I think there’s a lot of value in sticking to that sort of mentality or that kind of habit, and partnering, building a team so that someone who does have a passion for systems and the scalability and running big complex things (if your business turns into that), then they can do that.
That’s my role now. I’m sort of an advisor to that team. I’m at large at Contently. Other people who love that big systems thinking, they’re doing that. And I’m back to sort of exploring things and exploring fundamentals. And I think that’s okay.
Brian Clark: It’s more than okay. There are so many good points in everything you just said. I’m trying to keep track because it was solid.
Shane Snow: Sorry.
Brian Clark: No, no, it’s good. It’s good to have a guest who throws that much value at you in one statement. The universal person — it’s a myth, I think. And those who think they are that person are usually wrong. I mean, I think even Elon Musk right now is unraveling, because he thought he could be the superman. You need to stick to what you’re good at, Elon, everyone.
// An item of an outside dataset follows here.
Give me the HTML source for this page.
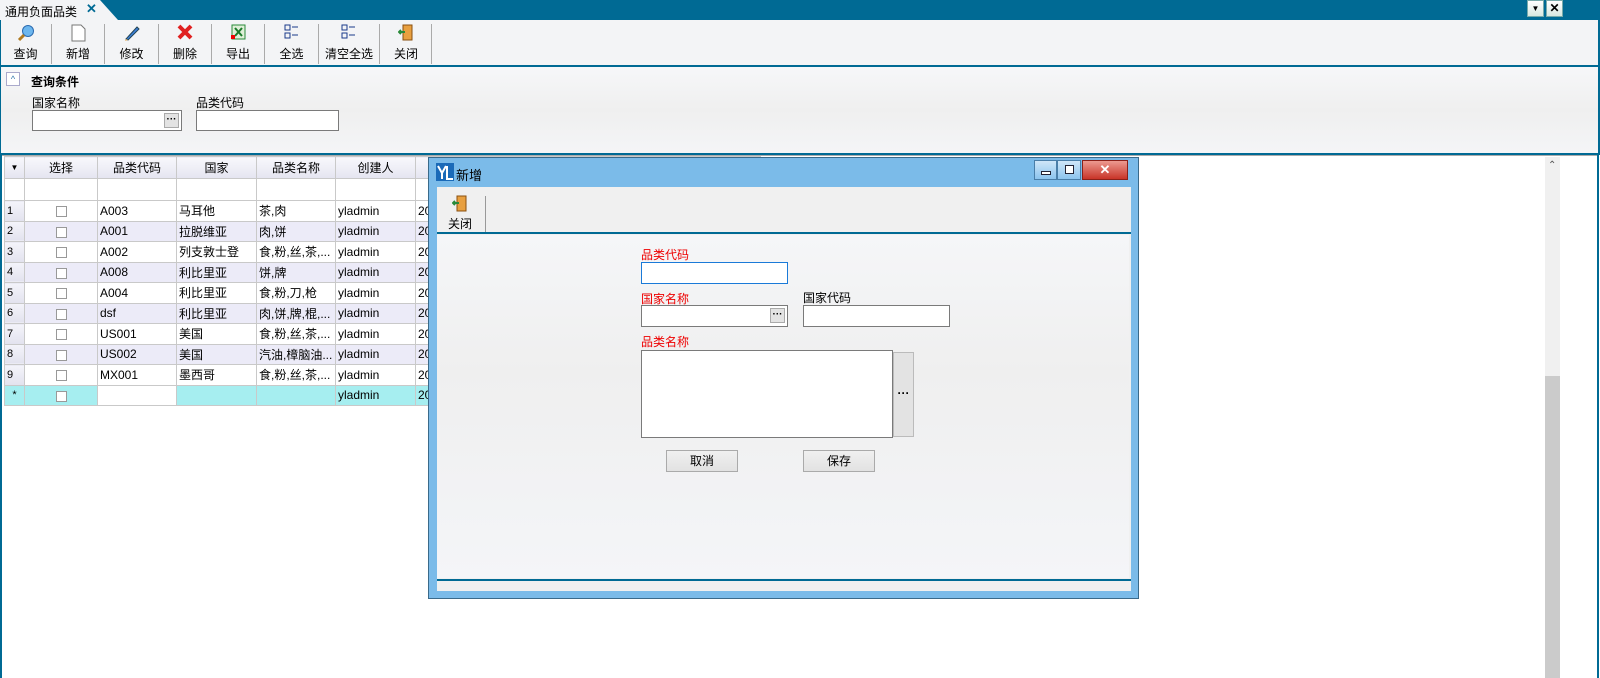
<!DOCTYPE html>
<html><head><meta charset="utf-8"><style>
*{box-sizing:border-box;margin:0;padding:0}
body{width:1600px;height:678px;position:relative;overflow:hidden;background:#fff;font-family:"Liberation Sans","Noto Sans CJK SC",sans-serif;font-size:12px;color:#000}
.a{position:absolute}
.tb{left:0;top:0;width:1600px;height:20px;background:#006a94}
.tab{left:0;top:0;width:118px;height:20px;background:#f3f4f6;clip-path:polygon(0 0,100px 0,118px 20px,0 20px)}
.btn{position:absolute;top:22px;height:42px;text-align:center;font-size:12px}
.btn .t{position:absolute;bottom:2px;left:0;right:0}
.sep{position:absolute;top:24px;width:1px;height:40px;background:#aaa}
.hl{background:#006a94;height:2px}
input{font:inherit}
.box{position:absolute;background:#fff;border:1px solid #7a7a7a}
.dots{position:absolute;background:#e3e3e3;border:1px solid #aaa;font-size:10px;text-align:center;line-height:12px;font-weight:bold}
table{border-collapse:collapse;position:absolute;left:4px;top:156px;table-layout:fixed}
td{border:1px solid #c9c9c9;height:20.5px;padding:0 2px;white-space:nowrap;overflow:hidden;font-size:12px}
.hd td{background:linear-gradient(#f8f8fc,#e4e4f0);text-align:center;height:22px}
.flt td{background:#fff;height:22px}
.ri{background:linear-gradient(#f4f4fa,#e2e2ee);font-size:11px;padding-left:2px}
.ev td{background:#ecebf8}
.ev td.ri{background:linear-gradient(#f4f4fa,#e2e2ee)}
.nw td{background:#a6eef0}
.cb{display:inline-block;width:11px;height:11px;border:1px solid #999;background:#fff;vertical-align:middle}
.red{color:#e00}
.gb{position:absolute;background:linear-gradient(#f0f0f0,#e2e2e2);border:1px solid #aaa;text-align:center;line-height:20px}
</style></head><body>
<div class="a tb"></div>
<div class="a tab"></div>
<div class="a" style="left:5px;top:3px;font-size:12px">通用负面品类</div>
<div class="a" style="left:86px;top:1px;color:#006a94;font-weight:bold;font-size:13px">✕</div>
<div class="a" style="left:1527px;top:0;width:17px;height:17px;background:linear-gradient(#fff,#d8e8e0);border:1px solid #7aa;font-size:8px;text-align:center;line-height:15px">▼</div>
<div class="a" style="left:1546px;top:0;width:17px;height:17px;background:linear-gradient(#fff,#d8e8e0);border:1px solid #7aa;font-weight:bold;text-align:center;line-height:15px">✕</div>
<div class="a" style="left:0;top:20px;width:1600px;height:45px;background:#f3f4f6;border-left:1px solid #006a94;border-right:2px solid #006a94"></div>
<div class="btn" style="left:0;width:51px"><svg class="a" style="left:17px;top:2px" width="18" height="18"><circle cx="11" cy="7" r="5.5" fill="#6cb6ee" stroke="#2a6ab0"/><path d="M7 11L2 16" stroke="#b07a20" stroke-width="3"/></svg><div class="t">查询</div></div>
<div class="sep" style="left:51px"></div>
<div class="btn" style="left:52px;width:52px"><svg class="a" style="left:19px;top:2px" width="16" height="18"><path d="M1 1h9l4 4v12H1z" fill="#fff" stroke="#777"/></svg><div class="t">新增</div></div>
<div class="sep" style="left:104px"></div>
<div class="btn" style="left:105px;width:53px"><svg class="a" style="left:18px;top:2px" width="18" height="18"><path d="M3 15L14 3l2 2L5 16z" fill="#3b7fd8" stroke="#245"/><path d="M3 15l-1 2 3-1z" fill="#e8b060"/></svg><div class="t">修改</div></div>
<div class="sep" style="left:158px"></div>
<div class="btn" style="left:159px;width:52px"><svg class="a" style="left:18px;top:2px" width="16" height="16"><path d="M2 2L14 14M14 2L2 14" stroke="#e02020" stroke-width="4"/></svg><div class="t">删除</div></div>
<div class="sep" style="left:211px"></div>
<div class="btn" style="left:212px;width:52px"><svg class="a" style="left:18px;top:2px" width="16" height="18"><rect x="2" y="1" width="13" height="14" fill="#dff0d8" stroke="#2a8a3a"/><path d="M5 4l7 8M12 4l-7 8" stroke="#1a7a2a" stroke-width="2"/><rect x="1" y="11" width="4" height="4" fill="#e00"/></svg><div class="t">导出</div></div>
<div class="sep" style="left:264px"></div>
<div class="btn" style="left:265px;width:53px"><svg class="a" style="left:19px;top:2px" width="16" height="16"><rect x="1" y="1" width="5" height="5" fill="none" stroke="#1a3a8a"/><rect x="1" y="9" width="5" height="5" fill="none" stroke="#1a3a8a"/><path d="M8 3h6M8 11h6" stroke="#1a3a8a"/></svg><div class="t">全选</div></div>
<div class="sep" style="left:318px"></div>
<div class="btn" style="left:319px;width:60px"><svg class="a" style="left:22px;top:2px" width="16" height="16"><rect x="1" y="1" width="5" height="5" fill="none" stroke="#1a3a8a"/><rect x="1" y="9" width="5" height="5" fill="none" stroke="#1a3a8a"/><path d="M8 3h6M8 11h6" stroke="#1a3a8a"/></svg><div class="t">清空全选</div></div>
<div class="sep" style="left:379px"></div>
<div class="btn" style="left:380px;width:52px"><svg class="a" style="left:18px;top:2px" width="16" height="18"><rect x="5" y="1" width="9" height="15" fill="#e8a040" stroke="#8a5010"/><path d="M1 8h6M3 6L1 8l2 2" stroke="#2a8a3a" stroke-width="2" fill="none"/></svg><div class="t">关闭</div></div>
<div class="sep" style="left:431px"></div>
<div class="a hl" style="left:0;top:65px;width:1600px"></div>
<div class="a" style="left:0;top:67px;width:1600px;height:86px;background:linear-gradient(#f6f7f9,#efefef 50%,#f4f5f7);border-left:1px solid #006a94;border-right:2px solid #006a94"></div>
<div class="a" style="left:6px;top:72px;width:14px;height:14px;border:1px solid #aac;background:#fff;font-size:9px;text-align:center;line-height:12px;color:#37a">^</div>
<div class="a" style="left:31px;top:73px;font-weight:bold">查询条件</div>
<div class="a" style="left:32px;top:94px">国家名称</div>
<div class="box" style="left:32px;top:110px;width:150px;height:21px"></div>
<div class="dots" style="left:164px;top:113px;width:15px;height:15px">···</div>
<div class="a" style="left:196px;top:94px">品类代码</div>
<div class="box" style="left:196px;top:110px;width:143px;height:21px"></div>
<div class="a hl" style="left:0;top:153px;width:1600px"></div>
<div class="a" style="left:0;top:155px;width:2px;height:523px;background:#006a94"></div>
<div class="a" style="left:1597px;top:155px;width:2px;height:523px;background:#006a94"></div>
<div class="a" style="left:2px;top:155px;width:1595px;height:1px;background:#aaa"></div>
<div class="a" style="left:1545px;top:157px;width:15px;height:521px;background:#f0f0f0"></div>
<div class="a" style="left:1545px;top:376px;width:15px;height:302px;background:#cbcbcb"></div>
<div class="a" style="left:1548px;top:160px;font-size:10px;color:#555">⌃</div>
<table>
<colgroup><col style="width:20px"><col style="width:73px"><col style="width:79px"><col style="width:80px"><col style="width:79px"><col style="width:80px"><col style="width:117px"><col style="width:80px"><col style="width:148px"></colgroup>
<tr class="hd"><td style="font-size:8px">▼</td><td>选择</td><td>品类代码</td><td>国家</td><td>品类名称</td><td>创建人</td><td></td><td></td><td></td></tr>
<tr class="flt"><td class="ri"></td><td></td><td></td><td></td><td></td><td></td><td></td><td></td><td></td></tr>
<tr><td class="ri">1</td><td align="center"><span class="cb"></span></td><td>A003</td><td>马耳他</td><td>茶,肉</td><td>yladmin</td><td>20</td><td></td><td></td></tr>
<tr class="ev"><td class="ri">2</td><td align="center"><span class="cb"></span></td><td>A001</td><td>拉脱维亚</td><td>肉,饼</td><td>yladmin</td><td>20</td><td></td><td></td></tr>
<tr><td class="ri">3</td><td align="center"><span class="cb"></span></td><td>A002</td><td>列支敦士登</td><td>食,粉,丝,茶,...</td><td>yladmin</td><td>20</td><td></td><td></td></tr>
<tr class="ev"><td class="ri">4</td><td align="center"><span class="cb"></span></td><td>A008</td><td>利比里亚</td><td>饼,牌</td><td>yladmin</td><td>20</td><td></td><td></td></tr>
<tr><td class="ri">5</td><td align="center"><span class="cb"></span></td><td>A004</td><td>利比里亚</td><td>食,粉,刀,枪</td><td>yladmin</td><td>20</td><td></td><td></td></tr>
<tr class="ev"><td class="ri">6</td><td align="center"><span class="cb"></span></td><td>dsf</td><td>利比里亚</td><td>肉,饼,牌,棍,...</td><td>yladmin</td><td>20</td><td></td><td></td></tr>
<tr><td class="ri">7</td><td align="center"><span class="cb"></span></td><td>US001</td><td>美国</td><td>食,粉,丝,茶,...</td><td>yladmin</td><td>20</td><td></td><td></td></tr>
<tr class="ev"><td class="ri">8</td><td align="center"><span class="cb"></span></td><td>US002</td><td>美国</td><td>汽油,樟脑油...</td><td>yladmin</td><td>20</td><td></td><td></td></tr>
<tr><td class="ri">9</td><td align="center"><span class="cb"></span></td><td>MX001</td><td>墨西哥</td><td>食,粉,丝,茶,...</td><td>yladmin</td><td>20</td><td></td><td></td></tr>
<tr class="nw"><td class="ri" style="text-align:center">*</td><td align="center"><span class="cb"></span></td><td style="background:#fff"></td><td></td><td></td><td>yladmin</td><td>20</td><td></td><td></td></tr>
</table>
<!-- dialog -->
<div class="a" style="left:428px;top:157px;width:711px;height:442px;background:#7bbbe9;border:1px solid #3a6a8a"></div>
<div class="a" style="left:437px;top:187px;width:694px;height:404px;background:#f0f0f0"></div>
<div class="a" style="left:437px;top:235px;width:692px;height:343px;background:linear-gradient(#f5f6f8,#efefef 40%,#f4f5f8)"></div>
<svg class="a" style="left:436px;top:163px" width="18" height="18"><rect width="18" height="18" fill="#1a6ab8"/><path d="M2 3l4 7v6M10 3L6 10M11 3v13h6" stroke="#fff" stroke-width="2" fill="none"/></svg>
<div class="a" style="left:456px;top:165px;font-size:13px">新增</div>
<div class="a" style="left:1034px;top:160px;width:23px;height:20px;background:linear-gradient(#cfe6f8,#8cc4ee);border:1px solid #4a7ea8"><div class="a" style="left:6px;top:10px;width:10px;height:4px;border:1px solid #223;background:#fff"></div></div>
<div class="a" style="left:1057px;top:160px;width:24px;height:20px;background:linear-gradient(#cfe6f8,#8cc4ee);border:1px solid #4a7ea8"><div class="a" style="left:7px;top:4px;width:9px;height:9px;border:1px solid #223;background:#fff"></div></div>
<div class="a" style="left:1082px;top:160px;width:46px;height:20px;background:linear-gradient(#ec9a90,#c83428);border:1px solid #8a2018;color:#fff;font-weight:bold;text-align:center;line-height:18px;font-size:13px">✕</div>
<svg class="a" style="left:452px;top:195px" width="16" height="18"><rect x="5" y="1" width="9" height="15" fill="#e8a040" stroke="#8a5010"/><path d="M1 8h6M3 6L1 8l2 2" stroke="#2a8a3a" stroke-width="2" fill="none"/></svg>
<div class="a" style="left:448px;top:215px">关闭</div>
<div class="a" style="left:485px;top:196px;width:1px;height:37px;background:#999"></div>
<div class="a hl" style="left:437px;top:232px;width:694px"></div>
<div class="a hl" style="left:437px;top:579px;width:694px"></div>
<div class="a red" style="left:641px;top:246px">品类代码</div>
<div class="box" style="left:641px;top:262px;width:147px;height:22px;border-color:#1a7ad8"></div>
<div class="a red" style="left:641px;top:290px">国家名称</div>
<div class="box" style="left:641px;top:305px;width:147px;height:22px"></div>
<div class="dots" style="left:770px;top:308px;width:15px;height:15px">···</div>
<div class="a" style="left:803px;top:289px">国家代码</div>
<div class="box" style="left:803px;top:305px;width:147px;height:22px"></div>
<div class="a red" style="left:641px;top:333px">品类名称</div>
<div class="box" style="left:641px;top:350px;width:252px;height:88px"></div>
<div class="a" style="left:893px;top:352px;width:21px;height:85px;background:#e3e3e3;border:1px solid #bbb;text-align:center;line-height:80px;font-weight:bold">···</div>
<div class="gb" style="left:666px;top:450px;width:72px;height:22px">取消</div>
<div class="gb" style="left:803px;top:450px;width:72px;height:22px">保存</div>
</body></html>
Shane Snow: I think he gets some value out of running a couple of companies at once, and he also has like 10 brains in one head. But I think tightening your focus a little bit, not having 15 things…
Brian Clark: Let’s face it, he’s not a normal person anyway. I try not to encourage people to idolize people that are just freaks of nature to a certain degree. Not criticizing him, just saying he’s just wired differently.
How to Keep Innovating
Brian Clark: The other thing, looking outside of your own little box, your industry, how things are done. Couldn’t you say that’s the foundation of true creativity? There are so many stories of how Henry Ford went to the meat packing plant and created car automation. Or the printing press was created when Gutenberg saw a wine press and had a flash of inspiration.
You’re definitely on the right track. Yet, I’m not saying that within your culture you get this, but so often the people running the processes and the systems that make the big machine don’t allow themselves to do that. I think that’s why otherwise great companies run into trouble, because no one’s out there looking around and asking questions and saying, “What if we did this?
Shane Snow: In my latest book, there’s an analogy that I draw in cartoon form in the very first chapter that I use throughout the book that speaks to this. The book is exploring, like a lot of my writing basically, how breakthroughs happen. It’s exploring how basically breakthrough teams work.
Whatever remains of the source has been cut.